Mondialisation et révolution digitale ont rendu les parcours de consommation beaucoup plus imprévisibles. Dès lors, les schémas et méthodologies d’anticipation en vigueur dans les départements marketing doivent aussi être questionnés. Une étude menée récemment par Limelight pour No-Logic Consulting a montré que pour les quatre cinquièmes des entreprises, il s’agit en effet d’expérimenter de nouveaux leviers de compréhension, les modèles de prévisions habituels étant jugés de moins en moins pertinents par 71% d’entre elles.

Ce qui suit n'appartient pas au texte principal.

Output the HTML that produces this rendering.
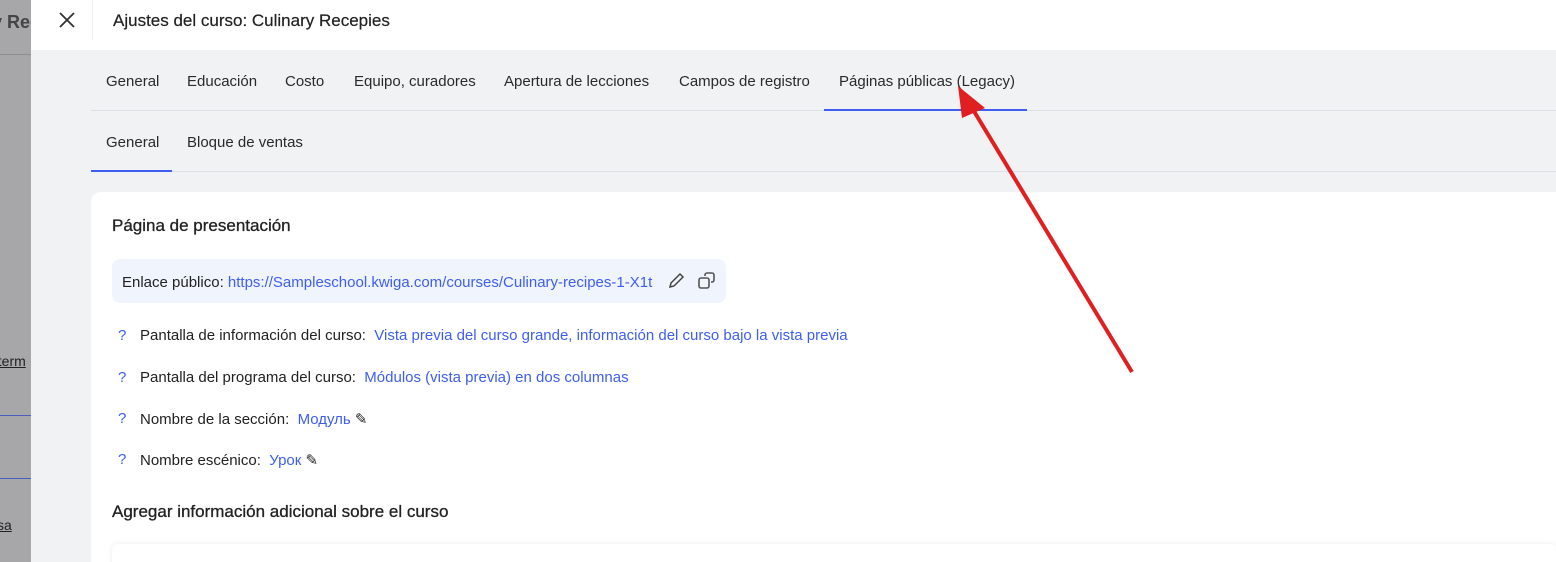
<!DOCTYPE html>
<html><head><meta charset="utf-8"><style>
*{margin:0;padding:0;box-sizing:border-box}
html,body{width:1556px;height:562px;overflow:hidden}
body{font-family:"Liberation Sans",sans-serif;background:#f0f2f4;position:relative;color:#222}
.left{position:absolute;left:0;top:0;width:31px;height:562px;background:#a7a7a9;overflow:hidden;white-space:nowrap}
.hdr{position:absolute;left:31px;top:0;right:0;height:50px;background:#fff}
.tab{position:absolute;font-size:15px;color:#2a2a2a;white-space:nowrap}
.line{position:absolute;height:1px;background:#dcdfe3}
.card{position:absolute;left:91px;top:192px;width:1465px;height:370px;background:#fff;border-radius:10px 0 0 0}
.blue{color:#3d5ef0}
.q{position:absolute;left:118px;color:#3d5ef0;font-size:15px}
.row{position:absolute;left:140px;font-size:15px;white-space:nowrap}
h3{position:absolute;left:112px;font-size:17px;font-weight:normal;color:#222;-webkit-text-stroke:0.3px #222;white-space:nowrap}
</style></head><body>
<div class="left">
<div style="position:absolute;left:-8px;top:12px;font-size:18px;color:#444;font-weight:bold">y Rec</div>
<div style="position:absolute;left:0;top:54px;width:31px;height:1px;background:#8e8e8e"></div>
<div style="position:absolute;left:-10px;top:353px;font-size:14px;color:#222;text-decoration:underline">aterm</div>
<div style="position:absolute;left:0;top:415px;width:31px;height:1px;background:#4a5dc0"></div>
<div style="position:absolute;left:0;top:478px;width:31px;height:1px;background:#4a5dc0"></div>
<div style="position:absolute;left:-3px;top:517px;font-size:14px;color:#222;text-decoration:underline">sa</div>
</div>
<div class="hdr">
<svg style="position:absolute;left:28px;top:12px" width="16" height="16" viewBox="0 0 16 16"><path d="M1 1L15 15M15 1L1 15" stroke="#333" stroke-width="1.8"/></svg>
<div style="position:absolute;left:61px;top:0;width:1px;height:40px;background:#eee"></div>
<div style="position:absolute;left:82px;top:11px;font-size:17px;color:#222;-webkit-text-stroke:0.2px #222">Ajustes del curso: Culinary Recepies</div>
</div>
<div class="tab" style="left:106px;top:73px">General</div>
<div class="tab" style="left:187px;top:73px">Educación</div>
<div class="tab" style="left:285px;top:73px">Costo</div>
<div class="tab" style="left:354px;top:73px">Equipo, curadores</div>
<div class="tab" style="left:504px;top:73px">Apertura de lecciones</div>
<div class="tab" style="left:679px;top:73px">Campos de registro</div>
<div class="tab" style="left:839px;top:73px">Páginas públicas (Legacy)</div>
<div class="line" style="left:91px;top:110px;right:0"></div>
<div style="position:absolute;left:824px;top:109px;width:203px;height:2px;background:#3d5ef0"></div>
<div class="tab" style="left:106px;top:134px">General</div>
<div class="tab" style="left:187px;top:134px">Bloque de ventas</div>
<div class="line" style="left:91px;top:171px;right:0"></div>
<div style="position:absolute;left:91px;top:170px;width:81px;height:2px;background:#3d5ef0"></div>
<div class="card"></div>
<h3 style="top:216px">Página de presentación</h3>
<div style="position:absolute;left:112px;top:259px;width:614px;height:44px;background:#f0f4fd;border-radius:8px"></div>
<div style="position:absolute;left:122px;top:274px;font-size:15px;white-space:nowrap">Enlace público: <span class="blue">https://Sampleschool.kwiga.com/courses/Culinary-recipes-1-X1t</span></div>
<svg style="position:absolute;left:668px;top:271px" width="18" height="18" viewBox="0 0 18 18" fill="none" stroke="#444" stroke-width="1.5"><path d="M2 16l1-4L12 3l3 3-9 9z"/></svg>
<svg style="position:absolute;left:697px;top:271px" width="20" height="20" viewBox="0 0 20 20" fill="none" stroke="#555" stroke-width="1.6"><rect x="2" y="7" width="10" height="10" rx="2"/><path d="M8 5V4a2 2 0 012-2h5a2 2 0 012 2v5a2 2 0 01-2 2h-1"/></svg>
<div class="q" style="top:327px">?</div><div class="row" style="top:327px">Pantalla de información del curso: <span class="blue">&nbsp;Vista previa del curso grande, información del curso bajo la vista previa</span></div>
<div class="q" style="top:369px">?</div><div class="row" style="top:369px">Pantalla del programa del curso: <span class="blue">&nbsp;Módulos (vista previa) en dos columnas</span></div>
<div class="q" style="top:410px">?</div><div class="row" style="top:410px">Nombre de la sección: <span class="blue">&nbsp;Модуль</span> ✎</div>
<div class="q" style="top:451px">?</div><div class="row" style="top:451px">Nombre escénico: <span class="blue">&nbsp;Урок</span> ✎</div>
<h3 style="top:502px">Agregar información adicional sobre el curso</h3>
<div style="position:absolute;left:112px;top:544px;width:1444px;height:30px;background:#fff;box-shadow:0 0 6px rgba(0,0,0,.08);border-radius:6px"></div>
<svg style="position:absolute;left:0;top:0" width="1556" height="562"><line x1="1132" y1="372" x2="972" y2="108" stroke="#e02020" stroke-width="4"/><polygon points="958,86 985,108 962,118" fill="#e02020"/></svg>
</body></html>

Faute de pouvoir prévoir, les professionnels du marketing devront peut-être se tourner vers des modèles d’anticipation plus “macro”, inspirés de la prospective. Les prospectivistes distinguent ainsi trois attitudes pour éclairer l'action. La réactivité, qui est une expression de la flexibilité, la préactivité, qui permet de s'adapter aux changements prévisibles (le vieillissement d’une population, par exemple), la proactivité, plus proche de l’innovation et qui vise à provoquer des changements souhaités.

Trois familles d'indicateurs privilégiées

Enfin, le pilotage des marques doit aussi intégrer l’éclatement des frontières traditionnelles de la fonction marketing au sein de l’entreprise. Aujourd’hui, la marque a démultiplié ses centres de gravité dans toutes les dimensions opérationnelles et fonctionnelles des organisations. Dès lors, les outils utilisés pour son pilotage doivent trouver écho auprès des différentes sphères de décision et d’action. Auprès de la direction générale, le patron du marketing doit parler de sens et de vision. Auprès de celle des ressources humaines, de renouvellement de l’engagement des collaborateurs autour d’un sens et de valeurs partagés. Auprès de la direction administrative et financière, d’un capital immatériel à entretenir. Auprès de la direction commerciale, de levier de compétitivité. Auprès de la recherche et développement, de support d’innovation.

Bref, le pilotage des marques est devenu multidimensionnel, multispécialiste, multifonctionnel. Selon Le Club des annonceurs, les professionnels du marketing et de la communication privilégient aujourd’hui trois familles d’indicateurs: l’empreinte, le ROI et l’interaction. Mais, pour 63% d’entre eux, ces KPI sont voués à se transformer de manière radicale dans les prochaines années.